Flemming Rose, the paper's culture editor, decided last summer that he was fed
up with what he described as the spreading "self-censorship" on matters
related to Islam, so he solicited cartoonists for drawings of "how they saw
the Prophet." On Sept. 30, 12 cartoons were published under the
headline "Mohammed's Face." Rose cited a statement by a Danish stand-up
comedian, who had complained that he was afraid to make fun of Mohammed on TV.
A children's book author complained that he could not get anyone to illustrate
his book about Mohammed. Another example of Islamic pieties' crushing
influence on free speech was that three theaters had put on shows deriding
George Bush, but none Osama bin Laden. Cartoons are an important anti-
totalitarian expression, Rose wrote, and therefore the paper had asked 40
Danish cartoonists to draw their image of Mohammed. Only 12 responded. Rose
implied that some of those who did not respond were infected by self-
censorship.
This all would have been very well if the paper had a long tradition of
standing up for fearless artistic expression. But it so happens that three
years ago, Jyllands-Posten refused to publish cartoons portraying Jesus, on
the grounds that they would offend readers. According to a report in the
Guardian, which was provided with a letter from the cartoonist, Christoffer
Zieler, the editor explained back then, "I don't think Jyllands-Posten's
readers will enjoy the drawings. As a matter of fact, I think that they will
provoke an outcry. Therefore, I will not use them." When confronted with the
old rejection letter, the editor, Jens Kaiser, said, "It is ridiculous to
bring this forward now. It has nothing to do with the Muhammed cartoons." But
why does it not? Can you offend Muslim readers but not Christian readers? "In
the Muhammead drawings case, we asked the illustrators to do it. I did not ask
for these cartoons," Kaiser said. "That's the difference."

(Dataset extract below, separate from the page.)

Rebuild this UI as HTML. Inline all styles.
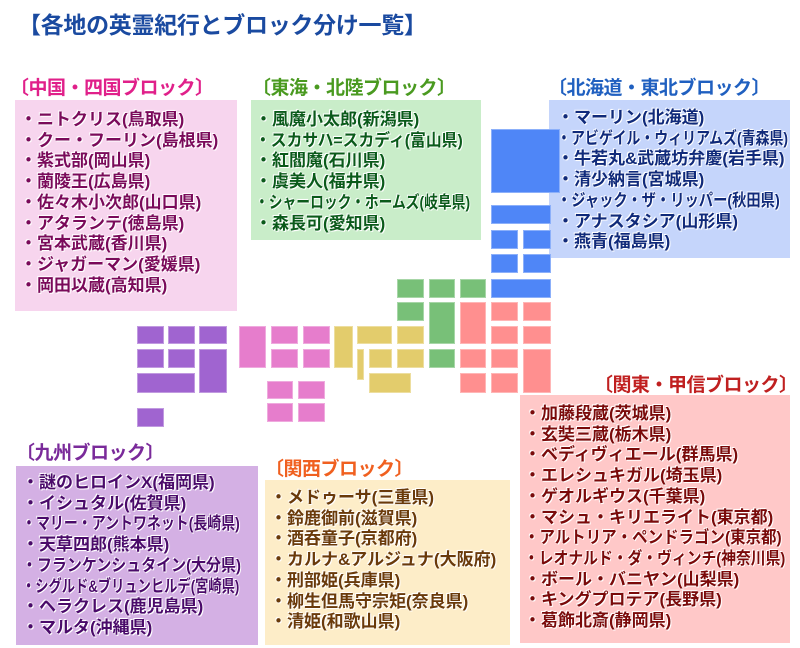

And therein lies the truth. The paper wanted to instigate trouble, just not
the kind of trouble it got. And in this mission it acted in concert with the
Danish government. "We have gone to war against the multicultural ideology
that says that everything is equally valid," boasted the minister of cultural
affairs, Brian Mikkelsen, in a speech at his party's annual meeting the week
before Rose's cartoon editorial last fall. Mikkelsen is a 39-year-old
political science graduate known for his hankering for the "culture war." He
continued, "The Culture War has now been raging for some years. And I think we
can conclude that the first round has been won." The next front, he said, is
the war against the acceptance of Muslims norms and ways of thought. The
Danish cultural heritage is a source of strength in an age of globalization
and immigration. Cultural restoration, he argued, is the best antidote.